● PROVIDED DATA
+---+

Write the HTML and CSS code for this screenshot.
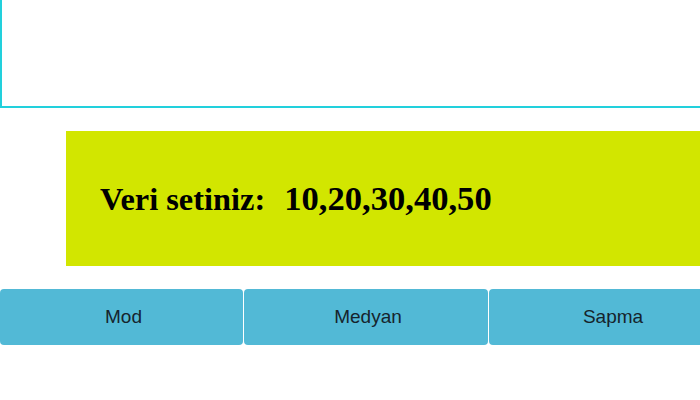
FILE: index.html
```html
<!DOCTYPE html>
<html lang="tr">
<head>
<meta charset="utf-8">
<title>Veri</title>
<link rel="stylesheet" href="styles.css">
</head>
<body>
<div class="page">
  <div class="top-box"></div>
  <div class="data-box"><h2 class="data-text">Veri setiniz:<span class="data-values">10,20,30,40,50</span></h2></div>
  <div class="buttons">
    <button class="btn">Mod</button>
    <button class="btn">Medyan</button>
    <button class="btn">Sapma</button>
  </div>
</div>
</body>
</html>
```
FILE: styles.css
```css
html, body {
  margin: 0;
  padding: 0;
  background: #ffffff;
  overflow: hidden;
}
.page {
  width: 740px;
  display: flex;
  flex-direction: column;
}
.top-box {
  height: 106px;
  border-left: 2px solid #22d0dc;
  border-bottom: 2px solid #22d0dc;
}
.data-box {
  margin-top: 23px;
  margin-left: 66px;
  height: 135px;
  background: #d2e600;
  display: flex;
  align-items: center;
  padding-left: 34px;
}
.data-text {
  margin: 0;
  font-family: "Liberation Serif", "Times New Roman", serif;
  font-weight: bold;
  font-size: 32.4px;
  color: #000;
  display: flex;
  align-items: baseline;
}
.data-values {
  font-size: 34.6px;
  margin-left: 19px;
}
.buttons {
  margin-top: 23px;
  display: flex;
  gap: 1px;
}
.btn {
  width: 244px;
  height: 56px;
  flex: none;
  border: none;
  border-radius: 4px;
  background: #52b9d6;
  color: #16242c;
  font-family: "Liberation Sans", Arial, sans-serif;
  font-size: 19px;
  padding: 0 0 0 4px;
}
.btn:first-child {
  width: 243px;
}
```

+---+

● WORK TO COMPLETE
Take the listing and print it again exactly, but without any pictures.

● ANSWER BELOW
Write the HTML and CSS code for this screenshot.
FILE: index.html
```html
<!DOCTYPE html>
<html lang="tr">
<head>
<meta charset="utf-8">
<title>Veri</title>
<link rel="stylesheet" href="styles.css">
</head>
<body>
<div class="page">
  <div class="top-box"></div>
  <div class="data-box"><h2 class="data-text">Veri setiniz:<span class="data-values">10,20,30,40,50</span></h2></div>
  <div class="buttons">
    <button class="btn">Mod</button>
    <button class="btn">Medyan</button>
    <button class="btn">Sapma</button>
  </div>
</div>
</body>
</html>
```
FILE: styles.css
```css
html, body {
  margin: 0;
  padding: 0;
  background: #ffffff;
  overflow: hidden;
}
.page {
  width: 740px;
  display: flex;
  flex-direction: column;
}
.top-box {
  height: 106px;
  border-left: 2px solid #22d0dc;
  border-bottom: 2px solid #22d0dc;
}
.data-box {
  margin-top: 23px;
  margin-left: 66px;
  height: 135px;
  background: #d2e600;
  display: flex;
  align-items: center;
  padding-left: 34px;
}
.data-text {
  margin: 0;
  font-family: "Liberation Serif", "Times New Roman", serif;
  font-weight: bold;
  font-size: 32.4px;
  color: #000;
  display: flex;
  align-items: baseline;
}
.data-values {
  font-size: 34.6px;
  margin-left: 19px;
}
.buttons {
  margin-top: 23px;
  display: flex;
  gap: 1px;
}
.btn {
  width: 244px;
  height: 56px;
  flex: none;
  border: none;
  border-radius: 4px;
  background: #52b9d6;
  color: #16242c;
  font-family: "Liberation Sans", Arial, sans-serif;
  font-size: 19px;
  padding: 0 0 0 4px;
}
.btn:first-child {
  width: 243px;
}
```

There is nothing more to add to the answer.